**INFORMATION GIVEN:**

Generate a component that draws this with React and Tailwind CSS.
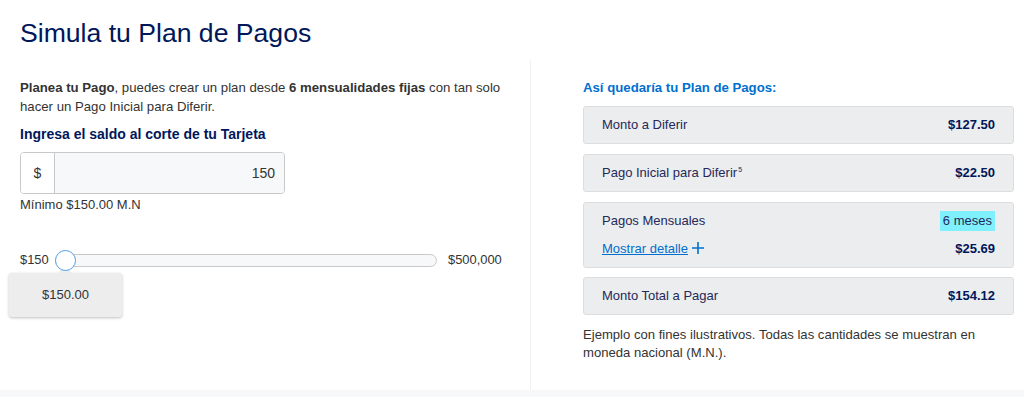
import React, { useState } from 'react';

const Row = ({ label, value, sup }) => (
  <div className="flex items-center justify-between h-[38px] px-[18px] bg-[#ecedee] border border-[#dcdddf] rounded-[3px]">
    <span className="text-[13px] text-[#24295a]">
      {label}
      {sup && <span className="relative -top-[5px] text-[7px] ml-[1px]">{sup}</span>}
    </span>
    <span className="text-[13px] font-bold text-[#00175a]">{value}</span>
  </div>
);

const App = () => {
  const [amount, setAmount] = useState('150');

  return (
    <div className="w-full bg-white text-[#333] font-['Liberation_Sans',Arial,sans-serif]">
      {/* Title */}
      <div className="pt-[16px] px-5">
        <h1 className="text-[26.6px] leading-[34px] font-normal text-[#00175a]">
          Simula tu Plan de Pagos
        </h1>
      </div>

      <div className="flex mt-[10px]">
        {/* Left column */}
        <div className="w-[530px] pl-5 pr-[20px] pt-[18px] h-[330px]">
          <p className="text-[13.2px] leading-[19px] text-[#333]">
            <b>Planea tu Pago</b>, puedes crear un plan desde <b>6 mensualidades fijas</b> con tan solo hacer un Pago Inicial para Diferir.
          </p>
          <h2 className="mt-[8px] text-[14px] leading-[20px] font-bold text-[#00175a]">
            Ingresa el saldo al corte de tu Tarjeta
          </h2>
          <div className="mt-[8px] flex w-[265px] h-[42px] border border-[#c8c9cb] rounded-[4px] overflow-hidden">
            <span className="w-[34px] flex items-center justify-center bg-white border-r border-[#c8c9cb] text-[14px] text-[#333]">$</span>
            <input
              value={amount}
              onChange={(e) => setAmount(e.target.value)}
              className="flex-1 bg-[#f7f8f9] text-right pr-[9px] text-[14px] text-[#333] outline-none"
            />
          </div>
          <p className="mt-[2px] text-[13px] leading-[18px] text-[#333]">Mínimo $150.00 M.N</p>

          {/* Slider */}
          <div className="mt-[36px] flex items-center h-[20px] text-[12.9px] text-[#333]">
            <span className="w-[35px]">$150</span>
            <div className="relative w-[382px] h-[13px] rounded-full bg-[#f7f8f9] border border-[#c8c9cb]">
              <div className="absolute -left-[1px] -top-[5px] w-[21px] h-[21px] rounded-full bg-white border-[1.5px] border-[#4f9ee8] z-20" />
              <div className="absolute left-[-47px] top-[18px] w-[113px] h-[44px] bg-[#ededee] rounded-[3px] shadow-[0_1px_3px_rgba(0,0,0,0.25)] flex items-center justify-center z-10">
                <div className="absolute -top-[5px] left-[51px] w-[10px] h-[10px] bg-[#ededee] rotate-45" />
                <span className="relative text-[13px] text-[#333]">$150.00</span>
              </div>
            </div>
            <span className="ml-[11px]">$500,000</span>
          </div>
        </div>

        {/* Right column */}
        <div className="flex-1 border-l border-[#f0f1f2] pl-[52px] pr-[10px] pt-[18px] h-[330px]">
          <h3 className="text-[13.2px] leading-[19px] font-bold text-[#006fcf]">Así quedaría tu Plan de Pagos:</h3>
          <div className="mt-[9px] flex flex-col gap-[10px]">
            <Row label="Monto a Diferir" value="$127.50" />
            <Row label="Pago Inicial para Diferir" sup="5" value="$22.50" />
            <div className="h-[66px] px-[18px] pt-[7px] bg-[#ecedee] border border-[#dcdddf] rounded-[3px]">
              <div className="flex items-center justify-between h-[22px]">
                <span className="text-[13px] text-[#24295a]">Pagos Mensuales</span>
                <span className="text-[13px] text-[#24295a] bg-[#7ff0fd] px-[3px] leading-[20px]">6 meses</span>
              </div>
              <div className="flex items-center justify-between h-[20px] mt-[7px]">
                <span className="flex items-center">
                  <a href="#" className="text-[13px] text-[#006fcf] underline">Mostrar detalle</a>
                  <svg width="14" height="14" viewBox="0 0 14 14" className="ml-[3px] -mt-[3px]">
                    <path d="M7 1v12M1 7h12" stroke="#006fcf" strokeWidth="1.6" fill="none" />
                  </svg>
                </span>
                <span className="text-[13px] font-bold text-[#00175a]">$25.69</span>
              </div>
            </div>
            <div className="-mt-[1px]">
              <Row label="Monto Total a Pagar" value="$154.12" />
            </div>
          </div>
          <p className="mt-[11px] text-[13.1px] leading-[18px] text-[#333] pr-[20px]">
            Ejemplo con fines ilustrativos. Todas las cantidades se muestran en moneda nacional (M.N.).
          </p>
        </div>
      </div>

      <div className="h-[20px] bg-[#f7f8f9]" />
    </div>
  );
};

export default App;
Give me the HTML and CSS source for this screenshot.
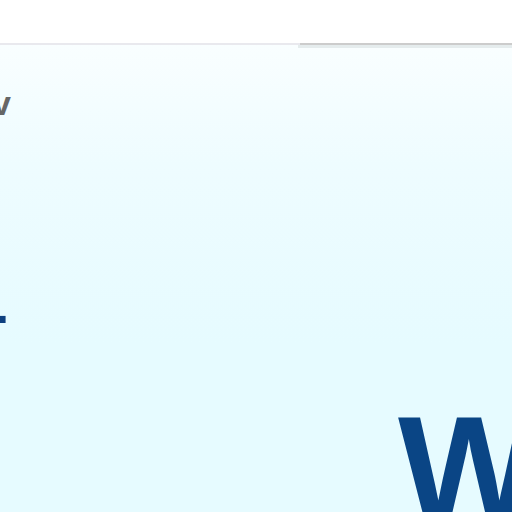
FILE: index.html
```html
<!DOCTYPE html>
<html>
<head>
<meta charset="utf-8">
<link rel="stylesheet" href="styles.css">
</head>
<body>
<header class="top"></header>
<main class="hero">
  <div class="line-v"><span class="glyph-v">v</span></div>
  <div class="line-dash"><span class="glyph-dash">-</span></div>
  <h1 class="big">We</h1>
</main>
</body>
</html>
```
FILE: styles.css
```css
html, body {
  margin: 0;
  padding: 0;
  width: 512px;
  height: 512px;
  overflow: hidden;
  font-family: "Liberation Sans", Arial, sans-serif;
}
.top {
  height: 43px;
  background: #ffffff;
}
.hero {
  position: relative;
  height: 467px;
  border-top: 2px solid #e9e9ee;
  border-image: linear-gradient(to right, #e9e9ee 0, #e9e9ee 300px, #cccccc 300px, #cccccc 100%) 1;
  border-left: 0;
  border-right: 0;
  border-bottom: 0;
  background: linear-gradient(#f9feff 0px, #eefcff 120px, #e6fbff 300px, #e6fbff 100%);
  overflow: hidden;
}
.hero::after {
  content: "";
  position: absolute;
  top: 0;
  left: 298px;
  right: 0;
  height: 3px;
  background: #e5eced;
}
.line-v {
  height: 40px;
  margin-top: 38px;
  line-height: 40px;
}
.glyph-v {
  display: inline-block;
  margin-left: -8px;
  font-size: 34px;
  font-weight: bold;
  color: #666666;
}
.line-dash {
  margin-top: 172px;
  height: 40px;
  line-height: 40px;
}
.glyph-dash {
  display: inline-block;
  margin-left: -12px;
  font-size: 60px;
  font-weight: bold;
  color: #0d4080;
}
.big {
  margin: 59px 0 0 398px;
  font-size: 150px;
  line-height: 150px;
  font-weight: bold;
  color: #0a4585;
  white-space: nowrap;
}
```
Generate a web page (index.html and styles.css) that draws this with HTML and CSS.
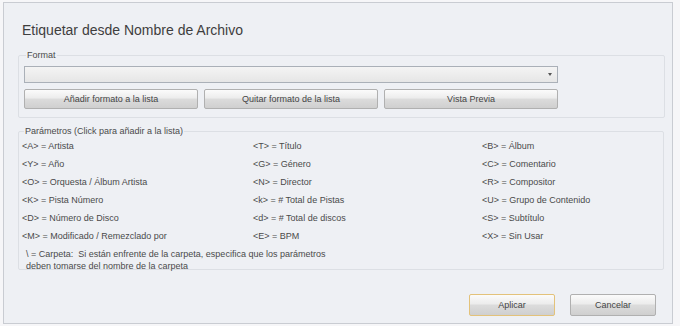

**CHALLENGE:**
Give every record again exactly, apart from the pictures, which stay out.

**EXPECTED ANSWER:**
Generate a component that draws this with React and Tailwind CSS.
import React, { useState } from 'react';

const Row = ({ label, value, sup }) => (
  <div className="flex items-center justify-between h-[38px] px-[18px] bg-[#ecedee] border border-[#dcdddf] rounded-[3px]">
    <span className="text-[13px] text-[#24295a]">
      {label}
      {sup && <span className="relative -top-[5px] text-[7px] ml-[1px]">{sup}</span>}
    </span>
    <span className="text-[13px] font-bold text-[#00175a]">{value}</span>
  </div>
);

const App = () => {
  const [amount, setAmount] = useState('150');

  return (
    <div className="w-full bg-white text-[#333] font-['Liberation_Sans',Arial,sans-serif]">
      {/* Title */}
      <div className="pt-[16px] px-5">
        <h1 className="text-[26.6px] leading-[34px] font-normal text-[#00175a]">
          Simula tu Plan de Pagos
        </h1>
      </div>

      <div className="flex mt-[10px]">
        {/* Left column */}
        <div className="w-[530px] pl-5 pr-[20px] pt-[18px] h-[330px]">
          <p className="text-[13.2px] leading-[19px] text-[#333]">
            <b>Planea tu Pago</b>, puedes crear un plan desde <b>6 mensualidades fijas</b> con tan solo hacer un Pago Inicial para Diferir.
          </p>
          <h2 className="mt-[8px] text-[14px] leading-[20px] font-bold text-[#00175a]">
            Ingresa el saldo al corte de tu Tarjeta
          </h2>
          <div className="mt-[8px] flex w-[265px] h-[42px] border border-[#c8c9cb] rounded-[4px] overflow-hidden">
            <span className="w-[34px] flex items-center justify-center bg-white border-r border-[#c8c9cb] text-[14px] text-[#333]">$</span>
            <input
              value={amount}
              onChange={(e) => setAmount(e.target.value)}
              className="flex-1 bg-[#f7f8f9] text-right pr-[9px] text-[14px] text-[#333] outline-none"
            />
          </div>
          <p className="mt-[2px] text-[13px] leading-[18px] text-[#333]">Mínimo $150.00 M.N</p>

          {/* Slider */}
          <div className="mt-[36px] flex items-center h-[20px] text-[12.9px] text-[#333]">
            <span className="w-[35px]">$150</span>
            <div className="relative w-[382px] h-[13px] rounded-full bg-[#f7f8f9] border border-[#c8c9cb]">
              <div className="absolute -left-[1px] -top-[5px] w-[21px] h-[21px] rounded-full bg-white border-[1.5px] border-[#4f9ee8] z-20" />
              <div className="absolute left-[-47px] top-[18px] w-[113px] h-[44px] bg-[#ededee] rounded-[3px] shadow-[0_1px_3px_rgba(0,0,0,0.25)] flex items-center justify-center z-10">
                <div className="absolute -top-[5px] left-[51px] w-[10px] h-[10px] bg-[#ededee] rotate-45" />
                <span className="relative text-[13px] text-[#333]">$150.00</span>
              </div>
            </div>
            <span className="ml-[11px]">$500,000</span>
          </div>
        </div>

        {/* Right column */}
        <div className="flex-1 border-l border-[#f0f1f2] pl-[52px] pr-[10px] pt-[18px] h-[330px]">
          <h3 className="text-[13.2px] leading-[19px] font-bold text-[#006fcf]">Así quedaría tu Plan de Pagos:</h3>
          <div className="mt-[9px] flex flex-col gap-[10px]">
            <Row label="Monto a Diferir" value="$127.50" />
            <Row label="Pago Inicial para Diferir" sup="5" value="$22.50" />
            <div className="h-[66px] px-[18px] pt-[7px] bg-[#ecedee] border border-[#dcdddf] rounded-[3px]">
              <div className="flex items-center justify-between h-[22px]">
                <span className="text-[13px] text-[#24295a]">Pagos Mensuales</span>
                <span className="text-[13px] text-[#24295a] bg-[#7ff0fd] px-[3px] leading-[20px]">6 meses</span>
              </div>
              <div className="flex items-center justify-between h-[20px] mt-[7px]">
                <span className="flex items-center">
                  <a href="#" className="text-[13px] text-[#006fcf] underline">Mostrar detalle</a>
                  <svg width="14" height="14" viewBox="0 0 14 14" className="ml-[3px] -mt-[3px]">
                    <path d="M7 1v12M1 7h12" stroke="#006fcf" strokeWidth="1.6" fill="none" />
                  </svg>
                </span>
                <span className="text-[13px] font-bold text-[#00175a]">$25.69</span>
              </div>
            </div>
            <div className="-mt-[1px]">
              <Row label="Monto Total a Pagar" value="$154.12" />
            </div>
          </div>
          <p className="mt-[11px] text-[13.1px] leading-[18px] text-[#333] pr-[20px]">
            Ejemplo con fines ilustrativos. Todas las cantidades se muestran en moneda nacional (M.N.).
          </p>
        </div>
      </div>

      <div className="h-[20px] bg-[#f7f8f9]" />
    </div>
  );
};

export default App;
Give me the HTML and CSS source for this screenshot.
FILE: index.html
```html
<!DOCTYPE html>
<html>
<head>
<meta charset="utf-8">
<link rel="stylesheet" href="styles.css">
</head>
<body>
<header class="top"></header>
<main class="hero">
  <div class="line-v"><span class="glyph-v">v</span></div>
  <div class="line-dash"><span class="glyph-dash">-</span></div>
  <h1 class="big">We</h1>
</main>
</body>
</html>
```
FILE: styles.css
```css
html, body {
  margin: 0;
  padding: 0;
  width: 512px;
  height: 512px;
  overflow: hidden;
  font-family: "Liberation Sans", Arial, sans-serif;
}
.top {
  height: 43px;
  background: #ffffff;
}
.hero {
  position: relative;
  height: 467px;
  border-top: 2px solid #e9e9ee;
  border-image: linear-gradient(to right, #e9e9ee 0, #e9e9ee 300px, #cccccc 300px, #cccccc 100%) 1;
  border-left: 0;
  border-right: 0;
  border-bottom: 0;
  background: linear-gradient(#f9feff 0px, #eefcff 120px, #e6fbff 300px, #e6fbff 100%);
  overflow: hidden;
}
.hero::after {
  content: "";
  position: absolute;
  top: 0;
  left: 298px;
  right: 0;
  height: 3px;
  background: #e5eced;
}
.line-v {
  height: 40px;
  margin-top: 38px;
  line-height: 40px;
}
.glyph-v {
  display: inline-block;
  margin-left: -8px;
  font-size: 34px;
  font-weight: bold;
  color: #666666;
}
.line-dash {
  margin-top: 172px;
  height: 40px;
  line-height: 40px;
}
.glyph-dash {
  display: inline-block;
  margin-left: -12px;
  font-size: 60px;
  font-weight: bold;
  color: #0d4080;
}
.big {
  margin: 59px 0 0 398px;
  font-size: 150px;
  line-height: 150px;
  font-weight: bold;
  color: #0a4585;
  white-space: nowrap;
}
```
Generate a web page (index.html and styles.css) that draws this with HTML and CSS.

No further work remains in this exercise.